>>>>>
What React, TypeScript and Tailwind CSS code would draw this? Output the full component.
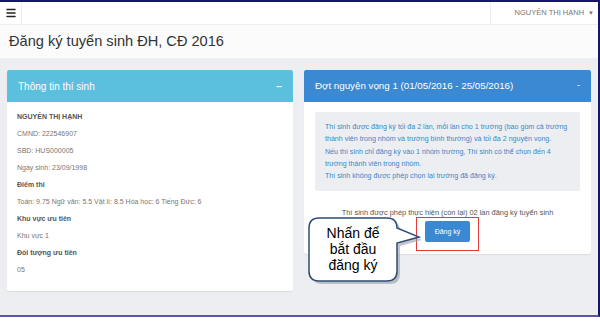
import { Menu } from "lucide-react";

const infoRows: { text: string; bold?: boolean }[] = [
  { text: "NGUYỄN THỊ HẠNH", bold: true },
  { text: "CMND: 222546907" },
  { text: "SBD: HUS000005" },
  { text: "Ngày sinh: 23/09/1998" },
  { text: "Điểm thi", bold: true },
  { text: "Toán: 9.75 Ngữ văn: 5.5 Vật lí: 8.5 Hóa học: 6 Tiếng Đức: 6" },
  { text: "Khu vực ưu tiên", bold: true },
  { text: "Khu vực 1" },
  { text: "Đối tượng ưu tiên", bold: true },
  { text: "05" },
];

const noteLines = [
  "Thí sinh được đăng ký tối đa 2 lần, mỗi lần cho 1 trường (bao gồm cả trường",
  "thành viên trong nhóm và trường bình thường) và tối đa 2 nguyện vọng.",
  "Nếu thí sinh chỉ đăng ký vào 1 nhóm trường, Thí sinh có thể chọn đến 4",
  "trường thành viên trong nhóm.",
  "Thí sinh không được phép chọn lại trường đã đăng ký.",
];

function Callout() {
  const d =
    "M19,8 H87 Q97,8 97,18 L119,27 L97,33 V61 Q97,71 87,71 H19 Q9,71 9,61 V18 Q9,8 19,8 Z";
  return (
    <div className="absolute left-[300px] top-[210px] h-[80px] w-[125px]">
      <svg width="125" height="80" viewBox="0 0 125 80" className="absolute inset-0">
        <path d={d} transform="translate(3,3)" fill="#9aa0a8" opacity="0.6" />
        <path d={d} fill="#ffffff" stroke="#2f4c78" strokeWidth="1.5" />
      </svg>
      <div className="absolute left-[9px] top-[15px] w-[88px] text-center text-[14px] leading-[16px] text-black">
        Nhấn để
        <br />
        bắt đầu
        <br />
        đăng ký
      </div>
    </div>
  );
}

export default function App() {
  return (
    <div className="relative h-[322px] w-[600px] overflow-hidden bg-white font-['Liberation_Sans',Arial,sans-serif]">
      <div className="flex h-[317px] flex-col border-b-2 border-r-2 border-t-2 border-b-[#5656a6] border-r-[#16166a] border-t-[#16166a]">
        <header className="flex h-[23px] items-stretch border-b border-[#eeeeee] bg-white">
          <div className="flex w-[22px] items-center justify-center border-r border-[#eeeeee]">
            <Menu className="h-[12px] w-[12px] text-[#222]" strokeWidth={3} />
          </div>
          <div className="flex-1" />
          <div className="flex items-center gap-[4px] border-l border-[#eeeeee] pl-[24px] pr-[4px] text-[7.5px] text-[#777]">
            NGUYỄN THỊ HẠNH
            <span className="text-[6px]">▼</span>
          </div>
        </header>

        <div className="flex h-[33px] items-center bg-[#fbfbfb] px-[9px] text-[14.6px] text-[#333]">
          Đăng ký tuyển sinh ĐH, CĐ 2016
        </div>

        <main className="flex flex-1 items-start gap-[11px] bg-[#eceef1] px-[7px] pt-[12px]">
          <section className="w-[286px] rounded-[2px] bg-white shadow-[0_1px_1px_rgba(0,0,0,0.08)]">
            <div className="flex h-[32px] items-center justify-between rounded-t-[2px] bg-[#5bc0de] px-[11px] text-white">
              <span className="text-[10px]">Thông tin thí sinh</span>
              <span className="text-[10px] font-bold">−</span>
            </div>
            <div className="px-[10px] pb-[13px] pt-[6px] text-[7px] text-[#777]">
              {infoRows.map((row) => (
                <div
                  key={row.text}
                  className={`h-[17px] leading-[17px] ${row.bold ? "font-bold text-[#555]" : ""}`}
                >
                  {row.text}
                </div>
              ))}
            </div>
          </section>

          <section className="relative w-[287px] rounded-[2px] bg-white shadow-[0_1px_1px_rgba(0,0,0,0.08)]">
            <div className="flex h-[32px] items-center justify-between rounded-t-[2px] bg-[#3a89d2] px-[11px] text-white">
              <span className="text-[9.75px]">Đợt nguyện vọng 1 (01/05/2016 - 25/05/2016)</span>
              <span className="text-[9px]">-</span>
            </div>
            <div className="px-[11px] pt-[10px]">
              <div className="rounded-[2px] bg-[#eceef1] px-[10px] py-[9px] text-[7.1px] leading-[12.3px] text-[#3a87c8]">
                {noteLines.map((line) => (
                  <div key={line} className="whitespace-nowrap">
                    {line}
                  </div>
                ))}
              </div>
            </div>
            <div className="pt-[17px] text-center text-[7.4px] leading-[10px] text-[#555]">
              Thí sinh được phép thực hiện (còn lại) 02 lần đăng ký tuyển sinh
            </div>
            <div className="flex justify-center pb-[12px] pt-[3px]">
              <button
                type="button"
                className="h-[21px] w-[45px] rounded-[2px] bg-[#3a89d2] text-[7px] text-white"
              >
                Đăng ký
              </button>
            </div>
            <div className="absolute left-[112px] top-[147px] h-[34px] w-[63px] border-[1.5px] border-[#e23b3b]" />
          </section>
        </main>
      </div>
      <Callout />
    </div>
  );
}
<<<<<
>>>>>
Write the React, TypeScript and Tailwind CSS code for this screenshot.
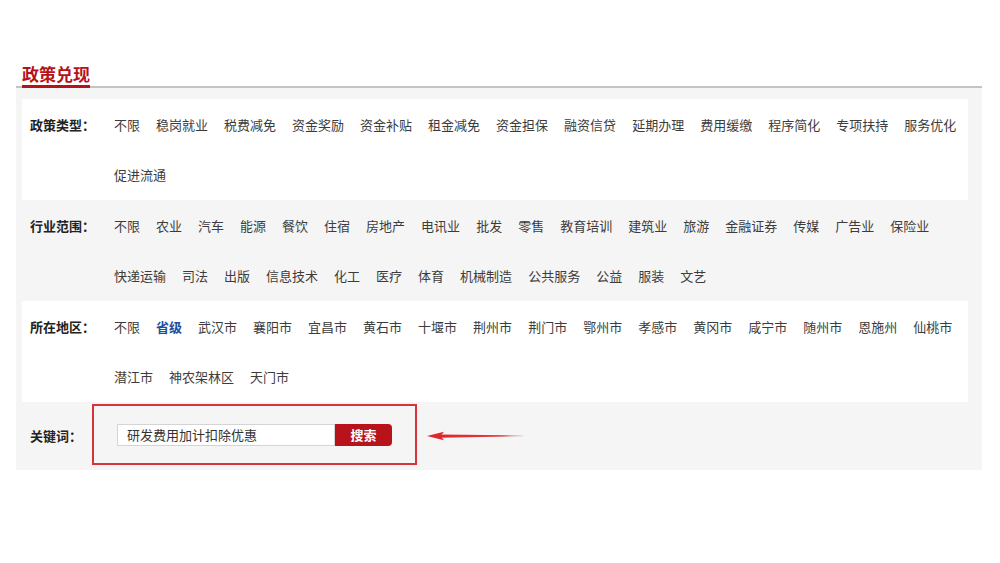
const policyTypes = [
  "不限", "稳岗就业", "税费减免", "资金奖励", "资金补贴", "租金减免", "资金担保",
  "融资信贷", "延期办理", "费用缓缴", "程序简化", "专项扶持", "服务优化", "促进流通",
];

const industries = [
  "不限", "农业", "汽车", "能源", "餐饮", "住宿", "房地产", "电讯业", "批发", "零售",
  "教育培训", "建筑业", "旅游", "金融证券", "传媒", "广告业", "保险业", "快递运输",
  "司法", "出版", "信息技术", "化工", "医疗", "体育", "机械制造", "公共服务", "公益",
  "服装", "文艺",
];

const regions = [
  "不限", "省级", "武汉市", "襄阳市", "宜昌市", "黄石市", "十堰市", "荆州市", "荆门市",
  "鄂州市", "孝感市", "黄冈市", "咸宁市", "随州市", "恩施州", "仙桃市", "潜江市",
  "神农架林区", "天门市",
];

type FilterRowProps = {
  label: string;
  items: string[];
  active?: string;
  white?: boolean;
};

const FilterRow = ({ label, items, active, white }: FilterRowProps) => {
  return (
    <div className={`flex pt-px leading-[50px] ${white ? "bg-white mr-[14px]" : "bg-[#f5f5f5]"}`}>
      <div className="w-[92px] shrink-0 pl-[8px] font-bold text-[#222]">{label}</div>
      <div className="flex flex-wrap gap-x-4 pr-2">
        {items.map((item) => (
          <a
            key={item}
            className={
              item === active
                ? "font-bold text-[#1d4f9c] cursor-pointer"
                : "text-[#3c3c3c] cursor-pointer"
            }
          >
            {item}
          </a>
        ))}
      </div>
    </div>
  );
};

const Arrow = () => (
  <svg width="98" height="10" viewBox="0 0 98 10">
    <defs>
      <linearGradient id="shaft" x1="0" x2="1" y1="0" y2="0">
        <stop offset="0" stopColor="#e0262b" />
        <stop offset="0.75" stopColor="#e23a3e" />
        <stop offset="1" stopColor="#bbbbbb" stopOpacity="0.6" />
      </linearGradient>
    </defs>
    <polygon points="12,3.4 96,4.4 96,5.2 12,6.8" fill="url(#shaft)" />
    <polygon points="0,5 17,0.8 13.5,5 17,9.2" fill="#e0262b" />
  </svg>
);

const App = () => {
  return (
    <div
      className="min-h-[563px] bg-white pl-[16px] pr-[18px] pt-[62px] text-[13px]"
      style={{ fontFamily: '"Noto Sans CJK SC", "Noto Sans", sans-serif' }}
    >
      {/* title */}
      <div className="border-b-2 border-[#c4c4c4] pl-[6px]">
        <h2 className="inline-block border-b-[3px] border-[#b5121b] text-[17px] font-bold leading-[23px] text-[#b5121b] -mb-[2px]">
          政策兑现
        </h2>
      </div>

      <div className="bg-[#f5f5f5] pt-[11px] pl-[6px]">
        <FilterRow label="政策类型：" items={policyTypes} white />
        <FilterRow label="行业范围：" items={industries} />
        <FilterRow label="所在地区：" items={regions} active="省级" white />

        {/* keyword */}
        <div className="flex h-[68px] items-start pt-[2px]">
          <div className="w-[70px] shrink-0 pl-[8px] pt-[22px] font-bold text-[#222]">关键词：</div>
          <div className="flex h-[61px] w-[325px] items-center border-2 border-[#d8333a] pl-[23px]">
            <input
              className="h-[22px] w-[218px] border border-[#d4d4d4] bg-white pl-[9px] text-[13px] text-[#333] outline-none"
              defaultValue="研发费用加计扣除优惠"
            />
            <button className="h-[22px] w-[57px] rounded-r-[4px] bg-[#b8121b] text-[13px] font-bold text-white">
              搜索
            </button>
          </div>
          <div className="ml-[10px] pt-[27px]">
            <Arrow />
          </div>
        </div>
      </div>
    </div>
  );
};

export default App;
<<<<<
>>>>>
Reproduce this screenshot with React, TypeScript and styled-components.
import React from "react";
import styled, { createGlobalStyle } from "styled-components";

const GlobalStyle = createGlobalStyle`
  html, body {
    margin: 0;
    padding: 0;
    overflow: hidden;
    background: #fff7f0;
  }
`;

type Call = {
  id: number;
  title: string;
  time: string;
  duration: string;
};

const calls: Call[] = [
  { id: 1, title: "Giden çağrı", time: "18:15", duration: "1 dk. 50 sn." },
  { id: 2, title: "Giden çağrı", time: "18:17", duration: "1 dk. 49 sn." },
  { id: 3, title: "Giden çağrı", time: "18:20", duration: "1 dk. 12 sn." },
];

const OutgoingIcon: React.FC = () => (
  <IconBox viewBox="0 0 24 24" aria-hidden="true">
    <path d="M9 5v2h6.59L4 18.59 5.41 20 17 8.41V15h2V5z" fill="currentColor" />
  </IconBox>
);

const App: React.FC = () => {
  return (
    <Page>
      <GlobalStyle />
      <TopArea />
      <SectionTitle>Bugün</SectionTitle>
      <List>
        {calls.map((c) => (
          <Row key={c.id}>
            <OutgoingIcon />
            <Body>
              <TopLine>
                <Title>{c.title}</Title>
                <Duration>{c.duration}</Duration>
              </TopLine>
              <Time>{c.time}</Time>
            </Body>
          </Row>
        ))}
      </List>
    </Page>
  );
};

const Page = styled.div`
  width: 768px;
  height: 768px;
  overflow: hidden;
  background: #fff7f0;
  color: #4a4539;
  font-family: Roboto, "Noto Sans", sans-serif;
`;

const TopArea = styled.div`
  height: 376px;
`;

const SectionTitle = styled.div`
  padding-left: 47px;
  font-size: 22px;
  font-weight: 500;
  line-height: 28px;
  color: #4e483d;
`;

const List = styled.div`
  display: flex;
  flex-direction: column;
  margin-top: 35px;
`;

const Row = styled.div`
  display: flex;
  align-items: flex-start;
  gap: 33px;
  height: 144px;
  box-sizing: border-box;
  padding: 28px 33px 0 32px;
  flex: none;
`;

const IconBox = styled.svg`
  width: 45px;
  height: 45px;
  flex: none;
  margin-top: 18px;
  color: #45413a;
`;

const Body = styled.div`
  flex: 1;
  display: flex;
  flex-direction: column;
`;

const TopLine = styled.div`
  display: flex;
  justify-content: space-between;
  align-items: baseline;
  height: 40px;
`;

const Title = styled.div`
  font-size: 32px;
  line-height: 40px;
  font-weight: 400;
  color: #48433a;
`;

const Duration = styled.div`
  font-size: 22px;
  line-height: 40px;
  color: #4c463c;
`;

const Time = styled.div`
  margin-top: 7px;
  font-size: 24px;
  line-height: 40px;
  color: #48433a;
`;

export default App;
<<<<<
**To be done:**
Pull out every line of the entries that includes the word "Tailwind".

**Right answer:**
What React, TypeScript and Tailwind CSS code would draw this? Output the full component.
Write the React, TypeScript and Tailwind CSS code for this screenshot.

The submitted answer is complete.